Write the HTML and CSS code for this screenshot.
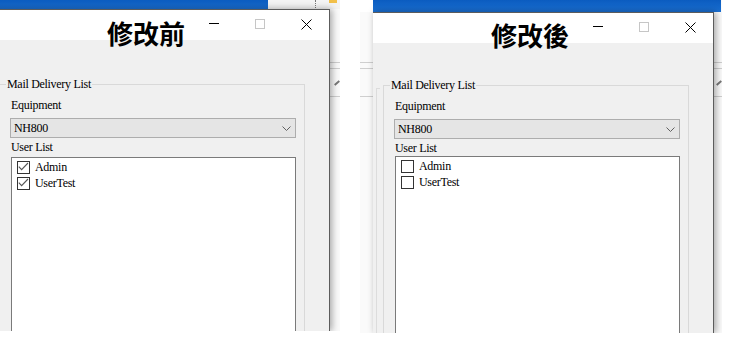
FILE: index.html
```html
<!DOCTYPE html>
<html>
<head>
<meta charset="utf-8">
<title>Mail Delivery List</title>
<link rel="stylesheet" href="styles.css">
</head>
<body>
<div class="page">
  <div class="shot shot-before">
    <div class="desk">
      <div class="desk-title">
        <div class="desk-blue"></div>
        <div class="desk-rest"><span class="dots"></span><span class="folder"></span></div>
      </div>
      <div class="desk-body">
        <div class="rule"></div>
        <div class="rule r2"></div>
        <div class="pencil"></div>
        <div class="rule r3"></div>
      </div>
    </div>
    <div class="dialog">
      <div class="titlebar">
        <div class="caption" lang="zh-Hant">修改前</div>
        <div class="winbtn"><svg width="10" height="10" viewBox="0 0 10 10"><path d="M0 4.5h10" stroke="#000" stroke-width="1"/></svg></div>
        <div class="winbtn"><svg width="10" height="10" viewBox="0 0 10 10"><rect x="0.5" y="0.5" width="9" height="9" fill="none" stroke="#c6c6c6"/></svg></div>
        <div class="winbtn"><svg width="11" height="11" viewBox="0 0 11 11"><path d="M0.5 0.5L10.5 10.5M10.5 0.5L0.5 10.5" stroke="#000" stroke-width="1"/></svg></div>
      </div>
      <div class="client">
        <fieldset class="group">
          <legend>Mail Delivery List</legend>
          <div class="label">Equipment</div>
          <div class="combo"><span>NH800</span><svg width="9" height="5" viewBox="0 0 9 5"><path d="M0.5 0.5L4.5 4.5L8.5 0.5" fill="none" stroke="#606060"/></svg></div>
          <div class="label label-list">User List</div>
          <div class="listbox">
            <div class="item"><span class="check"><svg width="11" height="11" viewBox="0 0 11 11"><path d="M0.8 4.6L3.6 7.6L10 1" fill="none" stroke="#555" stroke-width="1.1"/></svg></span>Admin</div>
            <div class="item"><span class="check"><svg width="11" height="11" viewBox="0 0 11 11"><path d="M0.8 4.6L3.6 7.6L10 1" fill="none" stroke="#555" stroke-width="1.1"/></svg></span>UserTest</div>
          </div>
        </fieldset>
      </div>
    </div>
  </div>

  <div class="shot shot-after">
    <div class="desk">
      <div class="desk-title">
        <div class="desk-white"></div>
        <div class="desk-blue"></div>
      </div>
      <div class="desk-body">
        <div class="rule"></div>
        <div class="rule r2"></div>
        <div class="pencil"></div>
        <div class="rule r3"></div>
      </div>
    </div>
    <div class="dialog">
      <div class="titlebar">
        <div class="caption" lang="zh-Hant">修改後</div>
        <div class="winbtn"><svg width="10" height="10" viewBox="0 0 10 10"><path d="M0 4.5h10" stroke="#000" stroke-width="1"/></svg></div>
        <div class="winbtn"><svg width="10" height="10" viewBox="0 0 10 10"><rect x="0.5" y="0.5" width="9" height="9" fill="none" stroke="#c6c6c6"/></svg></div>
        <div class="winbtn"><svg width="11" height="11" viewBox="0 0 11 11"><path d="M0.5 0.5L10.5 10.5M10.5 0.5L0.5 10.5" stroke="#000" stroke-width="1"/></svg></div>
      </div>
      <div class="client">
        <fieldset class="group">
          <legend>Mail Delivery List</legend>
          <div class="label">Equipment</div>
          <div class="combo"><span>NH800</span><svg width="9" height="5" viewBox="0 0 9 5"><path d="M0.5 0.5L4.5 4.5L8.5 0.5" fill="none" stroke="#606060"/></svg></div>
          <div class="label label-list">User List</div>
          <div class="listbox">
            <div class="item"><span class="check"></span>Admin</div>
            <div class="item"><span class="check"></span>UserTest</div>
          </div>
        </fieldset>
      </div>
    </div>
  </div>
</div>
</body>
</html>
```

FILE: styles.css
```css
* { box-sizing: border-box; }
html, body { margin: 0; background: #fff; }
body {
  width: 756px;
  height: 347px;
  overflow: hidden;
  font-family: "Liberation Serif", "Times New Roman", serif;
  font-size: 12px;
  letter-spacing: -0.3px;
  color: #000;
}
.page { display: flex; align-items: flex-start; }

.shot { position: relative; overflow: hidden; flex: none; }
.shot-before { width: 340px; height: 331px; --title-h: 9px; --desk-pad: 53px; }
.shot-after { width: 362px; height: 333px; margin-left: 20px; --title-h: 12px; --desk-pad: 50px; }

/* background window behind the dialog */
.desk { position: absolute; inset: 0; display: flex; flex-direction: column; background: #fafafa; }
.desk-title { height: var(--title-h); display: flex; flex: none; }
.desk-blue { background: linear-gradient(#0b5cc0, #1a6fd2); }
.shot-before .desk-blue { width: 268px; }
.shot-after .desk-blue { width: 348px; }
.desk-white { width: 13px; background: #fff; }
.desk-rest { flex: 1; background: #f4f4f4; position: relative; }
.dots { position: absolute; left: 47px; top: 0; width: 1px; height: 8px; border-left: 1px dotted #777; }
.folder { position: absolute; left: 61px; top: 0; width: 8px; height: 3px; background: #f2c04a; }
.desk-body { flex: 1; padding-top: var(--desk-pad); }
.rule { height: 1px; background: #cfcfcf; }
.rule.r2 { margin-top: 5px; }
.pencil { width: 6px; height: 2px; margin: 13px 0 0 auto; background: #777; transform: rotate(-40deg); }
.rule.r3 { margin-top: 12px; }

/* dialog window */
.dialog {
  position: absolute;
  bottom: 0;
  display: flex;
  flex-direction: column;
  background: #f0f0f0;
  border-top: 1px solid #5c5c5c;
  border-right: 1px solid #5c5c5c;
  box-shadow: 2px 0 7px rgba(0, 0, 0, 0.35);
}
.shot-before .dialog { left: -11px; top: 9px; width: 341px; }
.shot-after .dialog { left: 13px; top: 12px; width: 341px; }

.titlebar {
  position: relative;
  height: 30px;
  flex: none;
  background: #fff;
  display: flex;
  justify-content: flex-end;
}
.caption {
  position: absolute;
  left: 118px;
  top: 10px;
  font-family: "Noto Sans CJK TC", "Noto Sans CJK SC", sans-serif;
  font-weight: 700;
  font-size: 26px;
  line-height: 26px;
  letter-spacing: 0;
  color: #000;
  white-space: nowrap;
}
.shot-after .caption { top: 9px; }
.winbtn {
  width: 46px;
  height: 30px;
  display: flex;
  justify-content: center;
  padding-top: 9px;
}
.winbtn svg { display: block; }

.client { flex: 1; padding-top: 37px; position: relative; }
.shot-after .client { padding-top: 35px; }
/* inner panel edge left of the group box (only visible in the right capture) */
.client::before {
  content: "";
  position: absolute;
  left: 3px;
  top: 45px;
  bottom: 0;
  border-left: 1px solid #dcdcdc;
  border-top: 1px solid #dcdcdc;
  width: 3px;
}

.group {
  margin: 0 24px 0 10px;
  padding: 0;
  border: 1px solid #d9d9d9;
  min-width: 0;
  height: 400px;
}
.group legend {
  margin-left: 6px;
  padding: 0 1px;
  line-height: 14px;
}
.label {
  margin: 7px 0 0 11px;
  line-height: 14px;
  height: 14px;
}
.label-list { margin-top: 2px; }

.combo {
  margin: 6px 8px 0 10px;
  height: 20px;
  background: #e5e5e5;
  border: 1px solid #adadad;
  display: flex;
  align-items: center;
  justify-content: space-between;
  padding: 0 4px 0 3px;
  line-height: 14px;
}
.combo svg { display: block; }

.listbox {
  margin: 3px 8px 0 11px;
  height: 300px;
  background: #fff;
  border: 1px solid #7a7a7a;
  padding-top: 1px;
}
.shot-after .listbox { margin-top: 1px; }
.item {
  height: 16px;
  display: flex;
  align-items: center;
  padding-left: 5px;
  line-height: 14px;
}
.check {
  width: 13px;
  height: 13px;
  border: 1px solid #333;
  background: #fff;
  margin-right: 5px;
  flex: none;
  display: flex;
  align-items: center;
  justify-content: center;
}
.check svg { display: block; }
```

━━━

Leave the pictures out and copy the rest of the data exactly.

Write the HTML and CSS code for this screenshot.
FILE: index.html
```html
<!DOCTYPE html>
<html>
<head>
<meta charset="utf-8">
<title>Mail Delivery List</title>
<link rel="stylesheet" href="styles.css">
</head>
<body>
<div class="page">
  <div class="shot shot-before">
    <div class="desk">
      <div class="desk-title">
        <div class="desk-blue"></div>
        <div class="desk-rest"><span class="dots"></span><span class="folder"></span></div>
      </div>
      <div class="desk-body">
        <div class="rule"></div>
        <div class="rule r2"></div>
        <div class="pencil"></div>
        <div class="rule r3"></div>
      </div>
    </div>
    <div class="dialog">
      <div class="titlebar">
        <div class="caption" lang="zh-Hant">修改前</div>
        <div class="winbtn"><svg width="10" height="10" viewBox="0 0 10 10"><path d="M0 4.5h10" stroke="#000" stroke-width="1"/></svg></div>
        <div class="winbtn"><svg width="10" height="10" viewBox="0 0 10 10"><rect x="0.5" y="0.5" width="9" height="9" fill="none" stroke="#c6c6c6"/></svg></div>
        <div class="winbtn"><svg width="11" height="11" viewBox="0 0 11 11"><path d="M0.5 0.5L10.5 10.5M10.5 0.5L0.5 10.5" stroke="#000" stroke-width="1"/></svg></div>
      </div>
      <div class="client">
        <fieldset class="group">
          <legend>Mail Delivery List</legend>
          <div class="label">Equipment</div>
          <div class="combo"><span>NH800</span><svg width="9" height="5" viewBox="0 0 9 5"><path d="M0.5 0.5L4.5 4.5L8.5 0.5" fill="none" stroke="#606060"/></svg></div>
          <div class="label label-list">User List</div>
          <div class="listbox">
            <div class="item"><span class="check"><svg width="11" height="11" viewBox="0 0 11 11"><path d="M0.8 4.6L3.6 7.6L10 1" fill="none" stroke="#555" stroke-width="1.1"/></svg></span>Admin</div>
            <div class="item"><span class="check"><svg width="11" height="11" viewBox="0 0 11 11"><path d="M0.8 4.6L3.6 7.6L10 1" fill="none" stroke="#555" stroke-width="1.1"/></svg></span>UserTest</div>
          </div>
        </fieldset>
      </div>
    </div>
  </div>

  <div class="shot shot-after">
    <div class="desk">
      <div class="desk-title">
        <div class="desk-white"></div>
        <div class="desk-blue"></div>
      </div>
      <div class="desk-body">
        <div class="rule"></div>
        <div class="rule r2"></div>
        <div class="pencil"></div>
        <div class="rule r3"></div>
      </div>
    </div>
    <div class="dialog">
      <div class="titlebar">
        <div class="caption" lang="zh-Hant">修改後</div>
        <div class="winbtn"><svg width="10" height="10" viewBox="0 0 10 10"><path d="M0 4.5h10" stroke="#000" stroke-width="1"/></svg></div>
        <div class="winbtn"><svg width="10" height="10" viewBox="0 0 10 10"><rect x="0.5" y="0.5" width="9" height="9" fill="none" stroke="#c6c6c6"/></svg></div>
        <div class="winbtn"><svg width="11" height="11" viewBox="0 0 11 11"><path d="M0.5 0.5L10.5 10.5M10.5 0.5L0.5 10.5" stroke="#000" stroke-width="1"/></svg></div>
      </div>
      <div class="client">
        <fieldset class="group">
          <legend>Mail Delivery List</legend>
          <div class="label">Equipment</div>
          <div class="combo"><span>NH800</span><svg width="9" height="5" viewBox="0 0 9 5"><path d="M0.5 0.5L4.5 4.5L8.5 0.5" fill="none" stroke="#606060"/></svg></div>
          <div class="label label-list">User List</div>
          <div class="listbox">
            <div class="item"><span class="check"></span>Admin</div>
            <div class="item"><span class="check"></span>UserTest</div>
          </div>
        </fieldset>
      </div>
    </div>
  </div>
</div>
</body>
</html>
```

FILE: styles.css
```css
* { box-sizing: border-box; }
html, body { margin: 0; background: #fff; }
body {
  width: 756px;
  height: 347px;
  overflow: hidden;
  font-family: "Liberation Serif", "Times New Roman", serif;
  font-size: 12px;
  letter-spacing: -0.3px;
  color: #000;
}
.page { display: flex; align-items: flex-start; }

.shot { position: relative; overflow: hidden; flex: none; }
.shot-before { width: 340px; height: 331px; --title-h: 9px; --desk-pad: 53px; }
.shot-after { width: 362px; height: 333px; margin-left: 20px; --title-h: 12px; --desk-pad: 50px; }

/* background window behind the dialog */
.desk { position: absolute; inset: 0; display: flex; flex-direction: column; background: #fafafa; }
.desk-title { height: var(--title-h); display: flex; flex: none; }
.desk-blue { background: linear-gradient(#0b5cc0, #1a6fd2); }
.shot-before .desk-blue { width: 268px; }
.shot-after .desk-blue { width: 348px; }
.desk-white { width: 13px; background: #fff; }
.desk-rest { flex: 1; background: #f4f4f4; position: relative; }
.dots { position: absolute; left: 47px; top: 0; width: 1px; height: 8px; border-left: 1px dotted #777; }
.folder { position: absolute; left: 61px; top: 0; width: 8px; height: 3px; background: #f2c04a; }
.desk-body { flex: 1; padding-top: var(--desk-pad); }
.rule { height: 1px; background: #cfcfcf; }
.rule.r2 { margin-top: 5px; }
.pencil { width: 6px; height: 2px; margin: 13px 0 0 auto; background: #777; transform: rotate(-40deg); }
.rule.r3 { margin-top: 12px; }

/* dialog window */
.dialog {
  position: absolute;
  bottom: 0;
  display: flex;
  flex-direction: column;
  background: #f0f0f0;
  border-top: 1px solid #5c5c5c;
  border-right: 1px solid #5c5c5c;
  box-shadow: 2px 0 7px rgba(0, 0, 0, 0.35);
}
.shot-before .dialog { left: -11px; top: 9px; width: 341px; }
.shot-after .dialog { left: 13px; top: 12px; width: 341px; }

.titlebar {
  position: relative;
  height: 30px;
  flex: none;
  background: #fff;
  display: flex;
  justify-content: flex-end;
}
.caption {
  position: absolute;
  left: 118px;
  top: 10px;
  font-family: "Noto Sans CJK TC", "Noto Sans CJK SC", sans-serif;
  font-weight: 700;
  font-size: 26px;
  line-height: 26px;
  letter-spacing: 0;
  color: #000;
  white-space: nowrap;
}
.shot-after .caption { top: 9px; }
.winbtn {
  width: 46px;
  height: 30px;
  display: flex;
  justify-content: center;
  padding-top: 9px;
}
.winbtn svg { display: block; }

.client { flex: 1; padding-top: 37px; position: relative; }
.shot-after .client { padding-top: 35px; }
/* inner panel edge left of the group box (only visible in the right capture) */
.client::before {
  content: "";
  position: absolute;
  left: 3px;
  top: 45px;
  bottom: 0;
  border-left: 1px solid #dcdcdc;
  border-top: 1px solid #dcdcdc;
  width: 3px;
}

.group {
  margin: 0 24px 0 10px;
  padding: 0;
  border: 1px solid #d9d9d9;
  min-width: 0;
  height: 400px;
}
.group legend {
  margin-left: 6px;
  padding: 0 1px;
  line-height: 14px;
}
.label {
  margin: 7px 0 0 11px;
  line-height: 14px;
  height: 14px;
}
.label-list { margin-top: 2px; }

.combo {
  margin: 6px 8px 0 10px;
  height: 20px;
  background: #e5e5e5;
  border: 1px solid #adadad;
  display: flex;
  align-items: center;
  justify-content: space-between;
  padding: 0 4px 0 3px;
  line-height: 14px;
}
.combo svg { display: block; }

.listbox {
  margin: 3px 8px 0 11px;
  height: 300px;
  background: #fff;
  border: 1px solid #7a7a7a;
  padding-top: 1px;
}
.shot-after .listbox { margin-top: 1px; }
.item {
  height: 16px;
  display: flex;
  align-items: center;
  padding-left: 5px;
  line-height: 14px;
}
.check {
  width: 13px;
  height: 13px;
  border: 1px solid #333;
  background: #fff;
  margin-right: 5px;
  flex: none;
  display: flex;
  align-items: center;
  justify-content: center;
}
.check svg { display: block; }
```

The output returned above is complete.